From the course: PySpark Essential Training: Introduction to Building Data Pipelines
Spark vs. PySpark - Python Tutorial
From the course: PySpark Essential Training: Introduction to Building Data Pipelines
Spark vs. PySpark
- [Instructor] Now that we've introduced Apache Spark, let's take a closer look at PySpark and how it compares to Apache Spark. Apache Spark is written in the Scala programming language. Scala is a general purpose programming language built atop the Java virtual machine, the JVM. PySpark is a Python API for Spark, so that programmers can use the Spark capabilities from within a Python environment. This means that with PySpark, you can efficiently process data using Python and SQL, which makes it suitable for many data engineering teams that already use Python and SQL in their data pipelines.
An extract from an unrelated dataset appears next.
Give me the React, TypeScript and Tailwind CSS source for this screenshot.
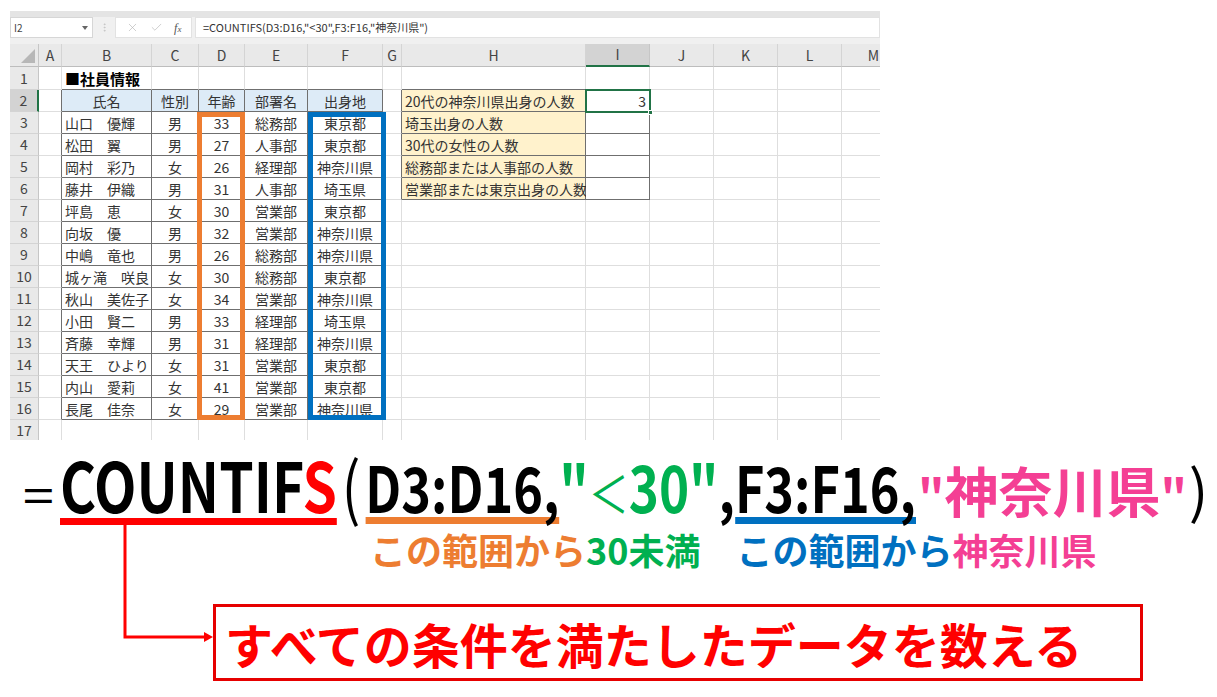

You might have heard of Pandas, or maybe you're already using it. PySpark has similar capabilities to Pandas, but it's much more suited for large data sets that benefit from distributed and parallel computation. The main applications of PySpark are building data pipelines to transform your data, data analysis on large data sets, processing real-time streaming data, and machine learning. In addition to the execution engine, PySpark also provides an interactive shell that you can use for data analysis in your terminal. PySpark supports all of the Spark features that I mentioned earlier. So in summary, the biggest difference between Spark and PySpark is the usability for developers and teams who already use Python.